At the same time, the costs of owning property, in the US were rising with rates increasing from a low of nearly 3% to 3.7%. The US housing supply was going through the roof with record highs of nearly three million homes being completed. Ultimately, the US property market was on its way to a huge five million new homes completed at the time of the collapse.
Therefore in 2005, the warning signs of the 2008 collapse included a rapidly rising supply, falling property sales coupled with falling rental yields and a record rental vacancies rate of approximately 10%. These warning signs were still present in 2008 when the collapse hit, ‘too many bananas – too few buyers’.
There was an oversupplied marketplace but the housing sector still needed to sell their rising unsold stock. To accomplish this, They implemented balloon funding. To encourage a dwindling number of buyers the US offered extremely low start loans that were less than the cost of renting. It was then promised that as peoples incomes increased or the unemployed got jobs, the mortgage would then gradually increase over three, four and five years.
However, the inevitable happened, people incomes did not increase and the unemployed did not get jobs. They simply posted their keys back (which you can't do in Australia), ended their legal obligations to their bank then went and rented a far better house in a far better location.
The result was, naturally, a huge implosion of prices.
We have the reverse!
The Australian housing supply and demand situation is dramatically different than the US.

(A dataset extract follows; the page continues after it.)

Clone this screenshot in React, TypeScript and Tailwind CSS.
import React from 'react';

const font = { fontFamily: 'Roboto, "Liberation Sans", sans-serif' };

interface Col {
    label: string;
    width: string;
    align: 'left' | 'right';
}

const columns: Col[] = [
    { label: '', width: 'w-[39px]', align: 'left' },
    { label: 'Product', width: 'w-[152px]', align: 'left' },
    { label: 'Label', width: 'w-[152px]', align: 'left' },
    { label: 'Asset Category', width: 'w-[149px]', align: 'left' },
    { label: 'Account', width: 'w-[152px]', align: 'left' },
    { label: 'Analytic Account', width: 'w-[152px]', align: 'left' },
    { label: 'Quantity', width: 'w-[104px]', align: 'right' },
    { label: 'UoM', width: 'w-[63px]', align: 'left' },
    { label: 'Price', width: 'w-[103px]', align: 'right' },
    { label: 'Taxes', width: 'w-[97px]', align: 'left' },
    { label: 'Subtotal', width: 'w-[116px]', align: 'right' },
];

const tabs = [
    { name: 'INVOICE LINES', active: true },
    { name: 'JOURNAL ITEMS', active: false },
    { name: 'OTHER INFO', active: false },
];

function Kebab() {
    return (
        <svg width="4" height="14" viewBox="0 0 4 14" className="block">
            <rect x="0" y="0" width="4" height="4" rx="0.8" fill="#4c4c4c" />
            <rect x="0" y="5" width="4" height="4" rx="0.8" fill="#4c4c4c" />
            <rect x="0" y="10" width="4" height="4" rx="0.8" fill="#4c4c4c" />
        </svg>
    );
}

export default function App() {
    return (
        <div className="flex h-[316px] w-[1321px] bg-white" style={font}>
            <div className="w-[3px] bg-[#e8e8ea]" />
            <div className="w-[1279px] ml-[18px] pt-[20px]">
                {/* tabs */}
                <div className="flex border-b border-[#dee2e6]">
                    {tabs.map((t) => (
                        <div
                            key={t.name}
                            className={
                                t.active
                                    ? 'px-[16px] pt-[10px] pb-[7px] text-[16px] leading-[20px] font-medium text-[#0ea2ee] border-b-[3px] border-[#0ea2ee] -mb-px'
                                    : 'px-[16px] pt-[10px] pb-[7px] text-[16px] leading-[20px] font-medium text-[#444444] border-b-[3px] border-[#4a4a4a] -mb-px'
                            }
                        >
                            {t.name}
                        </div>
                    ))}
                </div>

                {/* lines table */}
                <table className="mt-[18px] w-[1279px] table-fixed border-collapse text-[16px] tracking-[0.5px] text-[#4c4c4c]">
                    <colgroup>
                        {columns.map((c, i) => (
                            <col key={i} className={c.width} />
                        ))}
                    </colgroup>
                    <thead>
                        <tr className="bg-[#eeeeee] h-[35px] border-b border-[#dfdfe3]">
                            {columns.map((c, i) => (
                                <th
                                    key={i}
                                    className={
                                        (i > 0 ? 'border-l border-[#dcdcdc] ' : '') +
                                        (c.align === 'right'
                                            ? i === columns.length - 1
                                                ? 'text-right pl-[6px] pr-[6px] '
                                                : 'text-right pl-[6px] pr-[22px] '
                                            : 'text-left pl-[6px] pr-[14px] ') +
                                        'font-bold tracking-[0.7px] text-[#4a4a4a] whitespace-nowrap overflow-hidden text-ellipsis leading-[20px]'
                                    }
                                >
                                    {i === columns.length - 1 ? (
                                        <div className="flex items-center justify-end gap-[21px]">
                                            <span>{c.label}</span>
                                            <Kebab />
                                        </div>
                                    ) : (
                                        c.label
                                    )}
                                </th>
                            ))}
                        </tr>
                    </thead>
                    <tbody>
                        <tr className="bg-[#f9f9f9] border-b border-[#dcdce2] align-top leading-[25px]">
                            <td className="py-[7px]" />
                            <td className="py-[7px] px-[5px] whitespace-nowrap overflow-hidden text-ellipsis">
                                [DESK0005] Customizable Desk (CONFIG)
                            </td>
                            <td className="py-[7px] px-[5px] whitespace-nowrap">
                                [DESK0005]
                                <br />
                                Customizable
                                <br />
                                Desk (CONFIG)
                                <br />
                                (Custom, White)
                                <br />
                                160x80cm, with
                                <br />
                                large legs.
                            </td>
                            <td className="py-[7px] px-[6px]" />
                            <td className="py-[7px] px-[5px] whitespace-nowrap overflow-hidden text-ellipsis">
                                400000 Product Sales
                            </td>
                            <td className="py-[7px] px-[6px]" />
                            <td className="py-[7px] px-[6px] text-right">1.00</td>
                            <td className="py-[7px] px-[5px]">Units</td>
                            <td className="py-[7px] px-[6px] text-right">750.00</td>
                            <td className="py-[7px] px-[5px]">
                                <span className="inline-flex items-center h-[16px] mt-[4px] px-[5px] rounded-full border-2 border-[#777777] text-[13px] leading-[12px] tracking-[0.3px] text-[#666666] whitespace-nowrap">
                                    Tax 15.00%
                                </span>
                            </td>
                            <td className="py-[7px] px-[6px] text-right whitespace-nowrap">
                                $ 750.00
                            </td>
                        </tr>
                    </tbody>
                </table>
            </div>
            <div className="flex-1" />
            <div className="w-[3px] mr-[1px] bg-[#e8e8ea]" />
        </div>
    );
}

Currently, all the factors in our market are for increasing prices, not falling prices. Australia’s population increases approximately between 160,000 and 200,000 annually. Add our naturally evolving and growing population and each year we have to create as many homes as there currently are in Canberra.
With APRA's short sightedness and lack of knowledge of the historical market, they are actively working hard to limit the housing supply, which is helping our investors.
Any person in the street with common sense can tell you that if you have a rise in demand for a product and a fall in supply of that product, the price goes up!
APRA though, is inventing a new economic rule that you can defy the markets. The process of obtaining funding is extremely difficult at the moment they're hoping to contain and actually reduce this rise. It's a bit like squeezing one end of a sausage balloon, it will simply bubble up elsewhere.
APRA have inadvertently started our next property boom.
Summary:
So in summary, when the US they had a housing crisis they had huge amounts of unsold stock - and most of it was shoddy lightweight properties on the outskirts of towns with limited services.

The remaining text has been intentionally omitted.